Appellate Reports

Contingency fees after client termination; also, The Construction-Related Accessibility Standards Compliance Act and Prohibited Retaliation Against Whistle Blowers

Jeffrey I. Ehrlich
2026 February

Contingency fees after client termination; ratification decided on summary judgment; economic duress

Chong v. Mardirossian Akaragian LLP (2026) __ Cal.App.5th __ (Second Dist., Div. 5)

Chong retained Mardirossian to represent him in a difficult personal-injury action, after Chong suffered catastrophic injuries sustained while under the influence of drugs; he parked his car in traffic lanes on the 134 Freeway at 4:20 a.m., fell asleep, and was rear-ended. 

After a failed mediation, Mardirossian continued to negotiate with the defendant, who ultimately agreed to tender its $6 million liability coverage, and a settlement for $6,015,000 was reached. A final settlement agreement was then prepared for Chong’s signature by May 26, 2022. 

Chong’s stepfather then brought in attorney Eric George to evaluate the settlement. On June 13, 2022, George advised Mardirossian that plaintiff’s family “cannot justify going forward” with the settlement because, after the payment of outstanding liens and the firm’s contingency fee, the residual amount left for plaintiff “does precious little” for him “as a practical matter.” George reiterated the stepfather’s directive that the insurance liens be negotiated down to lower amounts before any settlement agreement would be signed.

Throughout the rest of June 2022, Mardirossian sent George several missives explaining its view that taking the case to trial would likely result in a defense verdict or a small verdict with a large comparative fault allocation to Chong, and it was accordingly in his best interests to accept the settlement and allow the firm to negotiate the liens downward (which it agreed to do.)
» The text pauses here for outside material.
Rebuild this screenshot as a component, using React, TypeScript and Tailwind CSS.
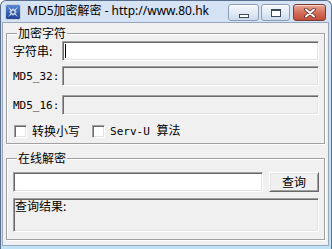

On July 20, 2022, George advised Mardirossian that Chong was terminating him. Chong signed a substitution of counsel on August 19, 2022, identifying George as his new attorney in the personal-injury case.

On August 9, 2022, the defendant filed a motion to either enforce the settlement agreement or to continue the trial to allow the defendant to file a cross-complaint for specific performance and a motion for summary judgment on that claim. The motion was set to be heard on October 4, 2022.
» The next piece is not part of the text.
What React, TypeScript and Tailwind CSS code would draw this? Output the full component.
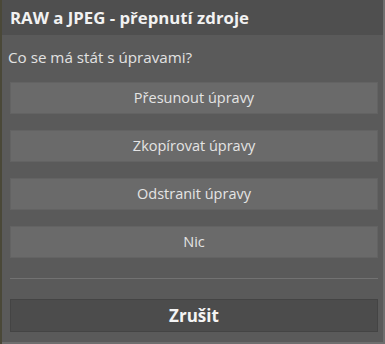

On August 19, 2022, Chong and George accepted the settlement agreement. Mardirossian’s fee was put into a blocked account, pending resolution of the firm’s claim to a contingency fee.

On April 4, 2023, Chong (represented by George), filed a declaratory relief action seeking a judicial determination of how much he had to pay Mardirossian on a quantum meruit theory. Mardirossian filed a cross-complaint seeking the full contingency fee. While the action was pending, George obtained significant reductions from the lienholders. 

On January 9, 2024, Mardirossian moved for summary judgment, arguing that it was entitled to the full contingency fee because Chong had ratified the settlement effective on the date the settlement was reached, which meant that Mardirossian had been discharged after the settlement was reached and the contingency matured. 

Chong opposed, arguing that his ratification was not “truly voluntary” because he lacked no real choice but to approve the settlement. The trial court granted the motion and awarded Mardirossian its full contingency fee plus pre-judgment interest. Chong appealed. Affirmed. 

The attorney-client relationship, insofar as it concerns the authority of the attorney to bind his client by agreement or stipulation, is governed by the principles of agency. Just as a principal can ratify an agent’s unauthorized act by approving that act after the fact, so too can a client-principal ratify an attorney-agent’s unauthorized settlement by approving that settlement after the fact. An agent ratifies his principal’s prior, unauthorized act by adopting that act in some manner, which has the effect of retroactively treating the agent’s unauthorized act as if it had been originally authorized by the principal.

An intent to adopt an agent’s prior act will be inferred – and ratification will be implied – when a principal “voluntarily accepts the benefits of the unauthorized transaction”; critically, the principal’s acceptance of any benefit of the prior act constitutes an implied ratification because any other rule would allow the principal to impermissibly “have his cake and eat it too” by taking the benefits of the agent’s prior unauthorized act while simultaneously disclaiming the burdens.

A principal’s ratification of his agent’s prior, unauthorized act not only binds the principal to the legal consequences of that act vis-à-vis third parties who relied on the agent’s act, but can also exonerate the agent from liability to the principal for the agent’s breach of duty in engaging in the unauthorized act in the first place. But ratification exonerates the agent from liability only when that ratification is “truly voluntary” – that is, when the principal, having complete knowledge of the transaction and the power to rescind, nevertheless fails to rescind and thereby fully accepts the prior act as his own. 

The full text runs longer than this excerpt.